Do you remember the billions and billions of taxpayer dollars that
Congress shoveled into AIG as part of the bailout? That was to cover
the massive losses from risky derivatives that went south.
In response to the crisis and the bailout, Congress dedicated an
entire title of the Dodd-Frank Act to the regulation of derivatives.
Congress tried to make the derivatives market more transparent so that
both investors and regulators could have at least a fighting chance to
identify the risks and to address them. Congress also tried to reduce
the risk to taxpayers by requiring banks to raise more capital as they
increased their derivatives exposure and by forcing banks to push out
that derivatives exposure from their depository banks--the parts that
actually hold checking and savings accounts--and to put them into
another entity that doesn't have access to taxpayer-backed insurance.

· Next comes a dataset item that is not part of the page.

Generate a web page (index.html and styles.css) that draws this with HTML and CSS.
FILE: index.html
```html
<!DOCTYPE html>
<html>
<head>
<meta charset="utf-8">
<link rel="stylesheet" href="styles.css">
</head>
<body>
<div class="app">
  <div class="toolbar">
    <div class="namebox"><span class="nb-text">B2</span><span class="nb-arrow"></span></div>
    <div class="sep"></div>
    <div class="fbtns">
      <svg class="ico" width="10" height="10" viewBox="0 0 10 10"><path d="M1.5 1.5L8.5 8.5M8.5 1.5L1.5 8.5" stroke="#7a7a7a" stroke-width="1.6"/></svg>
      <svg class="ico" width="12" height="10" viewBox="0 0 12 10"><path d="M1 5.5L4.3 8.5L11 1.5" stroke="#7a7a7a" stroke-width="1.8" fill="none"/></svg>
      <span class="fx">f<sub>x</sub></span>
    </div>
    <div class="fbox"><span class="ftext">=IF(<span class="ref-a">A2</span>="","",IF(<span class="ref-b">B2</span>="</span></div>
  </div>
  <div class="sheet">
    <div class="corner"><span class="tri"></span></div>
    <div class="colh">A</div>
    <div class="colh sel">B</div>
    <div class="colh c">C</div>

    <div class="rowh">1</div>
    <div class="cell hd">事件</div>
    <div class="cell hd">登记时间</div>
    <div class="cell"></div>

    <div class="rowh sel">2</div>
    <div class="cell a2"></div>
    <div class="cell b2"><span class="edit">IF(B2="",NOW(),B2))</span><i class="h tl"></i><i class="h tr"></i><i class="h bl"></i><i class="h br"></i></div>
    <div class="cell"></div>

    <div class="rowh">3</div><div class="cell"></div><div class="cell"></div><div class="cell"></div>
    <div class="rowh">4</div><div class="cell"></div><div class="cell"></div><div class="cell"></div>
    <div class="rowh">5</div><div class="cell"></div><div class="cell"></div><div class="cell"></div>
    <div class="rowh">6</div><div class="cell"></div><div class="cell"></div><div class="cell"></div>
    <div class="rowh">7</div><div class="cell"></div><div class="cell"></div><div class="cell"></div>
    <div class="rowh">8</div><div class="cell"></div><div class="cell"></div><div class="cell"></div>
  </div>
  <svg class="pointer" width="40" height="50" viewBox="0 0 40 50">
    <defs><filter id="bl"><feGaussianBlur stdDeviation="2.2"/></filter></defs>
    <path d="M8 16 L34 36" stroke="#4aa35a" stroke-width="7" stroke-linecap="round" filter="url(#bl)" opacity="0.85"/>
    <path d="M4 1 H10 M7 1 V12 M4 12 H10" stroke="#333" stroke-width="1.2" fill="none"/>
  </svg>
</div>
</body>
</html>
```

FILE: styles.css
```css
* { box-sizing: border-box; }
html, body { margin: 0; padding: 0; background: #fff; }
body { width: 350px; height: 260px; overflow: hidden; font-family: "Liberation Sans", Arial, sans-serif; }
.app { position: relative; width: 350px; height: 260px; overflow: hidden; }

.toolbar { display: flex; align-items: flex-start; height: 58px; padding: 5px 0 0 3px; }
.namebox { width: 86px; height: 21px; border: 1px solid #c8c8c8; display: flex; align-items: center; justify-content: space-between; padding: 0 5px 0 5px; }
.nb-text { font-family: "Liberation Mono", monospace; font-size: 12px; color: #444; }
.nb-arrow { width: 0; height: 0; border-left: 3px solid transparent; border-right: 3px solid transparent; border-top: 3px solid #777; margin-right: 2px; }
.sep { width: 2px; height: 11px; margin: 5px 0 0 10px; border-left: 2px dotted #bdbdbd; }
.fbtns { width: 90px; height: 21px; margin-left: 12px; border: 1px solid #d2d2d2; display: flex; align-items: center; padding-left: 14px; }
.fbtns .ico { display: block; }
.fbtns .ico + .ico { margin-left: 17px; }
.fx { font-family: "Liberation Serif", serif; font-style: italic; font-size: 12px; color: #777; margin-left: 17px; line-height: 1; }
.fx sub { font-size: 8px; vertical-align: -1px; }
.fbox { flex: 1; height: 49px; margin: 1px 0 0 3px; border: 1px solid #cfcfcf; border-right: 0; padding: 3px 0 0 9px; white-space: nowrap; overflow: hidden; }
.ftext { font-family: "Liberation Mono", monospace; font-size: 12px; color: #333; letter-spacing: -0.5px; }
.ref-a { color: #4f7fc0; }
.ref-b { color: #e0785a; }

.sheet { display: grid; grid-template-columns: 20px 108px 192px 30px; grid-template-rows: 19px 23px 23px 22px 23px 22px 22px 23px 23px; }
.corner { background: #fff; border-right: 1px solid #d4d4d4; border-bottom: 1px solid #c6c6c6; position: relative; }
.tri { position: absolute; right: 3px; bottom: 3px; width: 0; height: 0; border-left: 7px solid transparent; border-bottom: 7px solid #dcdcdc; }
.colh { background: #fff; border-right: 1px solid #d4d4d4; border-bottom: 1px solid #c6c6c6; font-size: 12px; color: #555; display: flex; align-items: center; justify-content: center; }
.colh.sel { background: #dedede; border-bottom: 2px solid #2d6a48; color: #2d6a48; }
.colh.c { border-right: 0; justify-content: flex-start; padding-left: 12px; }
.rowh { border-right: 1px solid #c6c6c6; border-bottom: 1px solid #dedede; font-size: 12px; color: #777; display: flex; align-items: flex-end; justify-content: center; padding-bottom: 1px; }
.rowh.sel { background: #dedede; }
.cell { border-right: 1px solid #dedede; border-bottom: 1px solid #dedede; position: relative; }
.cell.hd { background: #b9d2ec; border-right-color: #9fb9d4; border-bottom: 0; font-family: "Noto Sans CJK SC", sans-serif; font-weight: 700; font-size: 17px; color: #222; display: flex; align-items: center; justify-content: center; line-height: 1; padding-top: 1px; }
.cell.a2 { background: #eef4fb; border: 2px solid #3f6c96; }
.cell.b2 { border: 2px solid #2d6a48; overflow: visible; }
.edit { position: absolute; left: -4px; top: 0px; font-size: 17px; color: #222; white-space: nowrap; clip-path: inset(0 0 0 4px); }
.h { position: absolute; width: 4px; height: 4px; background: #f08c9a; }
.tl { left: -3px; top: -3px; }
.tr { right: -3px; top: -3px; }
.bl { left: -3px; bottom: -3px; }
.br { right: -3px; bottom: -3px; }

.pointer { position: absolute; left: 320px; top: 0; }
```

Over the past few years, the Dodd-Frank approach to derivatives has
started to unravel. At the end of 2014, the swaps pushout was repealed.
How? Because lobbyists for Citibank literally wrote the amendment and
had a friendly Congressman slip it into the end-of-the-year spending
bill--a bill that had to pass or the government would shut down. With
the help of other big banks, including personal phone calls from the
CEO of JPMorgan Chase, Jamie Dimon, to his personal friends in
Congress, the swaps repeal got rammed through Congress.

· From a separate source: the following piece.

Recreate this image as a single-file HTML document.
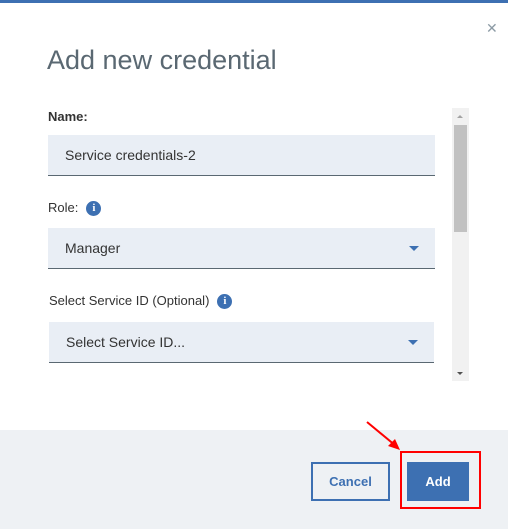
<!DOCTYPE html>
<html><head><style>
body{margin:0;width:508px;height:529px;background:#fff;font-family:"Liberation Sans",sans-serif;position:relative;overflow:hidden}
.a{position:absolute}
.lbl{font-size:13px;color:#333}
.box{background:#e9eef5;border-bottom:1px solid #5a6872;font-size:14px;color:#333;box-sizing:border-box;padding-left:17px;display:flex;align-items:center}
.info{display:inline-block;width:15px;height:15px;border-radius:50%;background:#3d70b2;color:#fff;font-size:11px;font-weight:bold;text-align:center;line-height:15px;font-family:"Liberation Serif",serif;vertical-align:middle;margin-left:8px}
.caret{position:absolute;right:16px;top:18px;width:0;height:0;border-left:5px solid transparent;border-right:5px solid transparent;border-top:5px solid #3d70b2}
</style></head><body>
<div class="a" style="left:0;top:0;width:508px;height:3px;background:#3d70b2"></div>
<div class="a" style="left:486px;top:20px;font-size:14px;color:#8c9ba5">✕</div>
<div class="a" style="left:47px;top:45px;font-size:27px;color:#5a6872;font-weight:300">Add new credential</div>
<div class="a lbl" style="left:48px;top:109px;font-weight:bold">Name:</div>
<div class="a box" style="left:48px;top:135px;width:387px;height:41px">Service credentials-2</div>
<div class="a lbl" style="left:48px;top:200px">Role:<span class="info">i</span></div>
<div class="a box" style="left:48px;top:228px;width:387px;height:41px">Manager<div class="caret"></div></div>
<div class="a lbl" style="left:49px;top:293px">Select Service ID (Optional)<span class="info">i</span></div>
<div class="a box" style="left:49px;top:322px;width:385px;height:41px">Select Service ID...<div class="caret"></div></div>
<div class="a" style="left:452px;top:108px;width:17px;height:273px;background:#f1f1f1"></div>
<div class="a" style="left:454px;top:125px;width:13px;height:107px;background:#c1c1c1"></div>
<div class="a" style="left:457px;top:115px;border-left:3px solid transparent;border-right:3px solid transparent;border-bottom:3px solid #a3a3a3"></div>
<div class="a" style="left:457px;top:372px;border-left:3px solid transparent;border-right:3px solid transparent;border-top:3px solid #505050"></div>
<div class="a" style="left:0;top:430px;width:508px;height:99px;background:#eef1f4"></div>
<div class="a" style="left:311px;top:462px;width:79px;height:39px;border:2px solid #3d70b2;box-sizing:border-box;color:#3d70b2;font-weight:bold;font-size:13px;display:flex;align-items:center;justify-content:center">Cancel</div>
<div class="a" style="left:407px;top:462px;width:62px;height:39px;background:#3d70b2;color:#fff;font-weight:bold;font-size:13px;display:flex;align-items:center;justify-content:center">Add</div>
<div class="a" style="left:400px;top:451px;width:81px;height:58px;border:2px solid #f00;box-sizing:border-box"></div>
<svg class="a" style="left:360px;top:415px" width="45" height="40"><line x1="7" y1="7" x2="36" y2="31" stroke="#f00" stroke-width="2"/><polygon points="40,35 28,31 35,24" fill="#f00"/></svg>
</body></html>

How big was the hole that this Wall Street amendment blew in Dodd-
Frank? Well, Congressman Elijah Cummings and I spent a year looking
into it, and here's the takeaway: The FDIC now estimates that the
repeal allows a few big banks to put taxpayers on the hook for risky
swaps to the tune of nearly $10 trillion. And who is gobbling down most
of this $10 trillion risk? Three huge banks--Citigroup, JPMorgan Chase,
and Bank of America--three banks, nearly $10 trillion of risk.
These banks will happily suck down the profits when their high-stakes
bets work out, and they will just as happily turn to the taxpayers to
bail them out if there is a problem--all this because the Wall Street
lobbyists persuaded Congress to do just one little favor for them.
Meanwhile, last year, the Commodities Futures Trading Commission
finally issued a rule that it was required to write under Dodd-Frank.
The rule was about margin, the amount of money that financial
institutions have to put up when they enter into a derivative contract.
Essentially, the CFTC rule was about making sure that financial
institutions had enough money to pay off their derivative bets if they
bet wrong. It is the kind of money that keeps the taxpayers from
needing to bail them out.
The CFTC rule was exceedingly weak, far weaker than the one they had
initially proposed. The changes in the rule came after months of
intense lobbying from giant banks that were worried that a stronger
margin rule might cut into their profits. As CFTC Commissioner Sharon
Bowen wrote in her dissent to the rule:
This action today seems to be a return to blindly trusting
in large financial institutions' ability and willpower to
manage their risks adequately. Are we really willing to make
that bet again?
Well, I know that I am not, and that is why I think the recent
Republican bill to weaken the CFTC is so dangerous. Rather than
strengthening the agency and plugging the gaps in Dodd-Frank that have
emerged in the last few years, the bill goes in the opposite direction,
weakening or delaying other Dodd-Frank requirements and starving the
agency of the resources it needs to oversee a $500 trillion derivatives
market.
I applaud Senator Stabenow, the ranking Democratic member on the
Agriculture Committee, for leading the unanimous Democratic opposition
to the bill in Committee. Democrats should not be supporting a bill
that weakens financial rules, period.
We need strong rules and strong Federal agencies to oversee our
financial markets. We learned that lesson the hard way in 2008. While
some lobbyists and their friends here in Washington may be trying to
forget that lesson, I know that millions of American families remember
it all too well, and they will be watching Congress to see who stands
on their side and who stands on the side of the big banks.
Thank you, Mr. President.
I yield my time.
[[Page S2534]]
I suggest the absence of a quorum.
The PRESIDING OFFICER. The clerk will call the roll.
The bill clerk proceeded to call the roll.
Mr. BARRASSO. Mr. President, I ask unanimous consent that the order
for the quorum call be rescinded.
The PRESIDING OFFICER. Without objection, it is so ordered.